THE TASK: Copy only what lies from the line containing "Recreate this image" through the line containing "import React from" in the entries below, keeping both end lines exact and dropping every picture.

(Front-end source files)
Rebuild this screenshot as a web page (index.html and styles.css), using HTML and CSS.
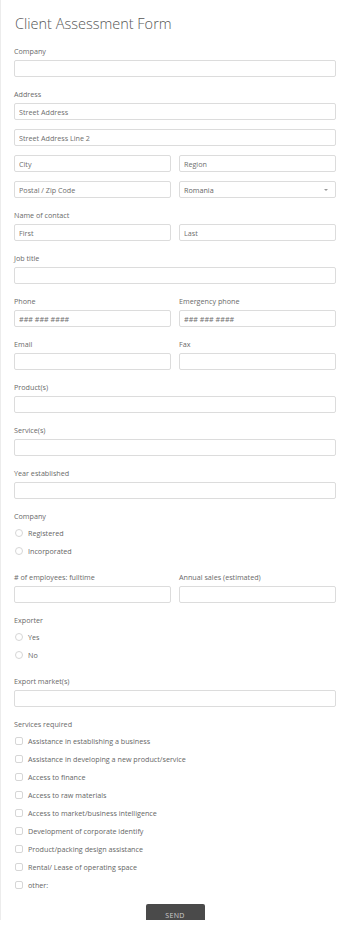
FILE: index.html
```html
<!DOCTYPE html>
<html lang="en">
<head>
  <meta charset="UTF-8">
  <meta name="viewport" content="width=device-width, initial-scale=1.0">
  <title>Client Assessment Form</title>
  <link rel="stylesheet" href="styles.css">
</head>
<body>
  <form class="form-card">
    <h1 class="form-title">Client Assessment Form</h1>

    <div class="field">
      <label class="field-label">Company</label>
      <input type="text" class="text-input">
    </div>

    <div class="field">
      <label class="field-label">Address</label>
      <div class="stack">
        <input type="text" class="text-input" placeholder="Street Address">
        <input type="text" class="text-input" placeholder="Street Address Line 2">
        <div class="row">
          <input type="text" class="text-input" placeholder="City">
          <input type="text" class="text-input" placeholder="Region">
        </div>
        <div class="row">
          <input type="text" class="text-input" placeholder="Postal / Zip Code">
          <div class="select-wrap">
            <select class="text-input select-input">
              <option>Romania</option>
            </select>
          </div>
        </div>
      </div>
    </div>

    <div class="field">
      <label class="field-label">Name of contact</label>
      <div class="row">
        <input type="text" class="text-input" placeholder="First">
        <input type="text" class="text-input" placeholder="Last">
      </div>
    </div>

    <div class="field">
      <label class="field-label">Job title</label>
      <input type="text" class="text-input">
    </div>

    <div class="row">
      <div class="field">
        <label class="field-label">Phone</label>
        <input type="tel" class="text-input" placeholder="### ### ####">
      </div>
      <div class="field">
        <label class="field-label">Emergency phone</label>
        <input type="tel" class="text-input" placeholder="### ### ####">
      </div>
    </div>

    <div class="row">
      <div class="field">
        <label class="field-label">Email</label>
        <input type="email" class="text-input">
      </div>
      <div class="field">
        <label class="field-label">Fax</label>
        <input type="text" class="text-input">
      </div>
    </div>

    <div class="field">
      <label class="field-label">Product(s)</label>
      <input type="text" class="text-input">
    </div>

    <div class="field">
      <label class="field-label">Service(s)</label>
      <input type="text" class="text-input">
    </div>

    <div class="field">
      <label class="field-label">Year established</label>
      <input type="text" class="text-input">
    </div>

    <div class="field">
      <label class="field-label choice-title">Company</label>
      <label class="choice"><input type="radio" name="company"> Registered</label>
      <label class="choice"><input type="radio" name="company"> Incorporated</label>
    </div>

    <div class="row">
      <div class="field">
        <label class="field-label"># of employees: fulltime</label>
        <input type="text" class="text-input">
      </div>
      <div class="field">
        <label class="field-label">Annual sales (estimated)</label>
        <input type="text" class="text-input">
      </div>
    </div>

    <div class="field">
      <label class="field-label choice-title">Exporter</label>
      <label class="choice"><input type="radio" name="exporter"> Yes</label>
      <label class="choice"><input type="radio" name="exporter"> No</label>
    </div>

    <div class="field">
      <label class="field-label">Export market(s)</label>
      <input type="text" class="text-input">
    </div>

    <div class="field">
      <label class="field-label choice-title">Services required</label>
      <label class="choice"><input type="checkbox"> Assistance in establishing a business</label>
      <label class="choice"><input type="checkbox"> Assistance in developing a new product/service</label>
      <label class="choice"><input type="checkbox"> Access to finance</label>
      <label class="choice"><input type="checkbox"> Access to raw materials</label>
      <label class="choice"><input type="checkbox"> Access to market/business intelligence</label>
      <label class="choice"><input type="checkbox"> Development of corporate identify</label>
      <label class="choice"><input type="checkbox"> Product/packing design assistance</label>
      <label class="choice"><input type="checkbox"> Rental/ Lease of operating space</label>
      <label class="choice"><input type="checkbox"> other:</label>
    </div>

    <div class="actions">
      <button type="submit" class="send-btn">SEND</button>
    </div>
  </form>
</body>
</html>
```

FILE: styles.css
```css
body {
  margin: 0;
  background: #fff;
  font-family: "Open Sans", Arial, sans-serif;
  color: #666;
}
.form-card {
  height: 920px;
  overflow: hidden;
  box-sizing: border-box;
  border-left: 1px solid #ececec;
  padding: 14px 14px 0 13px;
}
.form-title {
  margin: 0 0 12px 1px;
  font-size: 14.5px;
  line-height: 20px;
  font-weight: 300;
  color: #555;
}
.field {
  margin-bottom: 12px;
  min-width: 0;
}
.field-label {
  display: block;
  font-size: 7.2px;
  line-height: 10px;
  margin-bottom: 4px;
  color: #6a6a6a;
}
.choice-title {
  margin-bottom: 3px;
}
.text-input {
  display: block;
  width: 100%;
  height: 17px;
  box-sizing: border-box;
  margin: 0;
  padding: 0 4px;
  border: 1px solid #dcdcdc;
  border-radius: 2px;
  background: #fff;
  font-family: "Open Sans", Arial, sans-serif;
  font-size: 7.2px;
  color: #666;
  outline: none;
}
.text-input::placeholder {
  color: #6e6e6e;
}
.stack {
  display: flex;
  flex-direction: column;
  gap: 9px;
}
.row {
  display: grid;
  grid-template-columns: 1fr 1fr;
  gap: 8px;
}
.select-wrap {
  position: relative;
  min-width: 0;
}
.select-input {
  appearance: none;
  -webkit-appearance: none;
}
.select-wrap::after {
  content: "";
  position: absolute;
  right: 8px;
  top: 8px;
  border-left: 2px solid transparent;
  border-right: 2px solid transparent;
  border-top: 2px solid #999;
}
.choice {
  display: flex;
  align-items: center;
  gap: 5px;
  height: 18px;
  font-size: 7.2px;
  color: #666;
  margin-left: 1px;
}
.choice input {
  appearance: none;
  -webkit-appearance: none;
  width: 8px;
  height: 8px;
  margin: 0;
  border: 1px solid #d6d6d6;
  background: #fff;
  flex-shrink: 0;
}
.choice input[type="radio"] {
  border-radius: 50%;
}
.choice input[type="checkbox"] {
  border-radius: 2px;
}
.actions {
  display: flex;
  justify-content: center;
  margin-top: -2px;
}
.send-btn {
  width: 59px;
  height: 22px;
  border: none;
  border-radius: 2px 2px 0 0;
  background: #4a4a4a;
  color: #cfcfcf;
  font-family: "Open Sans", Arial, sans-serif;
  font-size: 7px;
  letter-spacing: 0.3px;
  cursor: pointer;
}
```
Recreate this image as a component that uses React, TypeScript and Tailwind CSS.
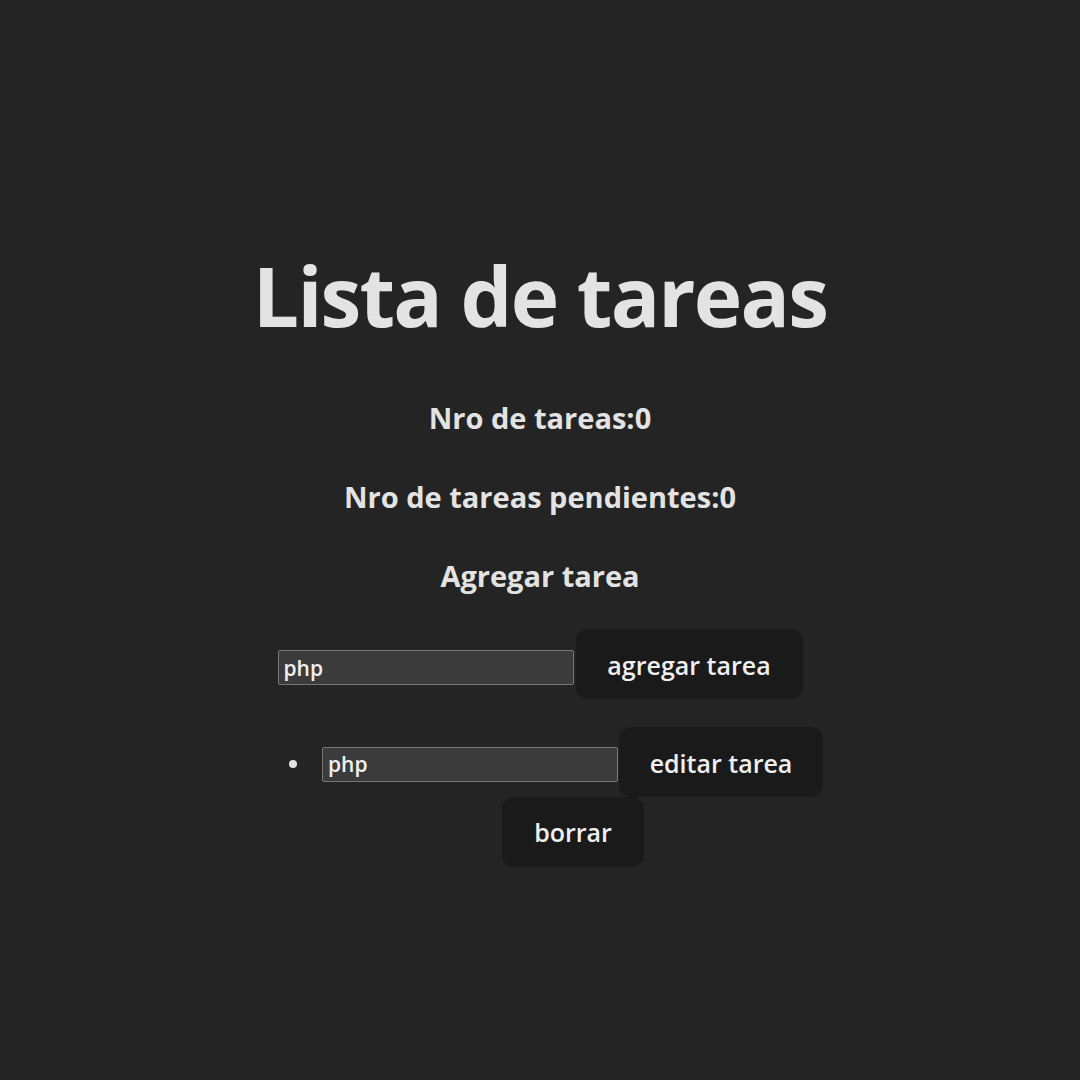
import React from "react";

export default function App() {
  const font = { fontFamily: '"Open Sans", "Noto Sans", sans-serif' };
  return (
    <div
      className="min-h-[1080px] w-full bg-[#242424] text-[#e3e3e3] flex flex-col items-center pt-[250px]"
      style={font}
    >
      <h1 className="text-[82px] font-bold leading-[90px] tracking-[-1.8px]">Lista de tareas</h1>
      <h3 className="mt-[58px] text-[29px] font-bold leading-[40px]">Nro de tareas:0</h3>
      <h3 className="mt-[39px] text-[29px] font-bold leading-[40px]">Nro de tareas pendientes:0</h3>
      <h3 className="mt-[39px] text-[29px] font-bold leading-[40px]">Agregar tarea</h3>
      <div className="mt-[33px] flex items-center">
        <input
          className="mt-[7px] w-[296px] h-[35px] bg-[#3b3b3b] border border-[#767676] rounded-[2px] px-[5px] text-[21px] font-semibold text-[#f0f0f0] outline-none"
          defaultValue="php"
          style={font}
        />
        <button className="ml-[2px] w-[227px] h-[70px] pt-[4px] rounded-[12px] bg-[#1a1a1a] text-[25px] font-semibold text-[#f0f0f0]">
          agregar tarea
        </button>
      </div>
      <ul className="mt-[28px] ml-[32px] w-[534px] flex flex-col">
        <li className="flex items-center">
          <span className="mt-[4px] w-[8px] h-[8px] rounded-full bg-[#e3e3e3] mr-[25px]" />
          <input
            className="mt-[4px] w-[296px] h-[35px] bg-[#3b3b3b] border border-[#767676] rounded-[2px] px-[5px] text-[21px] font-semibold text-[#f0f0f0] outline-none"
            defaultValue="php"
            style={font}
          />
          <button className="ml-[1px] w-[204px] h-[70px] pt-[3px] rounded-[12px] bg-[#1a1a1a] text-[25px] font-semibold text-[#f0f0f0]">
            editar tarea
          </button>
        </li>
        <li className="flex justify-center pl-[34px]">
          <button className="w-[142px] h-[70px] pt-[2px] rounded-[12px] bg-[#1a1a1a] text-[25px] font-semibold text-[#f0f0f0]">
            borrar
          </button>
        </li>
      </ul>
    </div>
  );
}
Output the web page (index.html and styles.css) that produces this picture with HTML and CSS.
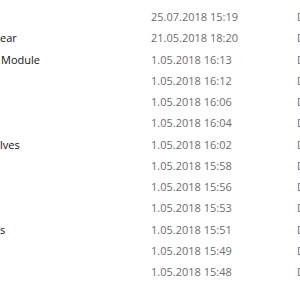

OUTPUT FOR THIS TASK:
Recreate this image as a component that uses React, TypeScript and Tailwind CSS.
import React from "react";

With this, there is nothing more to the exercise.